AP and AFP
BEIJING/TOKYO–Global stocks were mostly lackluster Tuesday after Japan’s central bank refrained from expanding its stimulus and declines in tech stocks weighed on sentiment.
The tone for trading in world markets has been largely set by Wall Street since Friday as investors push down the valuations of technology and Internet stocks whose valuations had reached frothy levels. The Bank of Japan’s decision to keep its monetary stimulus at previous levels added to a downbeat mood.
“The growing roar of the bears was easy to see,” said market strategist Evan Lucas of IG in a report. “The pullback in the U.S. high-growth spaces of technology, consumer discretionary and social media is completely understandable.”
Europe’s main stock markets retreated on Tuesday after the previous day’s slump, as Ukraine-Russia tensions offset robust British manufacturing data. London’s benchmark FTSE 100 index dropped 0.76 percent to 6,572.21 points in late morning deals. In Paris, the CAC-40 index lost 0.51 percent to 4,413.36 points and Frankfurt’s DAX 30 shed 0.62 percent to stand at 9,452.11 compared with Monday’s closing values. European equities were “pressured by fresh geopolitical drama together with declines on Wall Street overnight where tech stocks continued their descent amid worries about inflated valuations,” said Ishaq Siddiqi, market strategist at ETX Capital traders. European tech companies though rebounded from heavy losses on Monday, with British group ARM Holdings up 0.38 percent to 976.18 pence. Elsewhere, “markets again are on edge as this fresh escalation of the (Ukraine) crisis could see further turbulence in financial markets,” said Siddiqi. After two days of losses on Wall Street, futures augured a slight bounce back. Dow futures rose 0.1 percent to 16,196 and S&P 500 futures added 0.2 percent to 1,840.90.

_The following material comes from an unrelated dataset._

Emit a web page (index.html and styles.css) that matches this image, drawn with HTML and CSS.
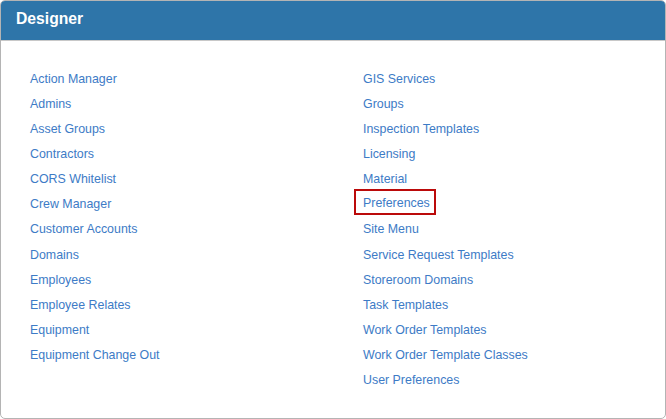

Asia’s heavyweight, Tokyo’s Nikkei 225, tumbled 1.4 percent to 14,606.88 after Japan’s central bank refrained from expanding its ultra-loose monetary policy. That was despite a sales tax hike from 5 percent to 8 percent that markets worry might stall growth in consumer spending.
China’s Shanghai Composite Index added 1.9 percent to 2,098.28 and Hong Kong’s Hang Seng gained 1 percent to 22,596.97. Seoul’s KOSPI added 0.2 percent to 1,993.03.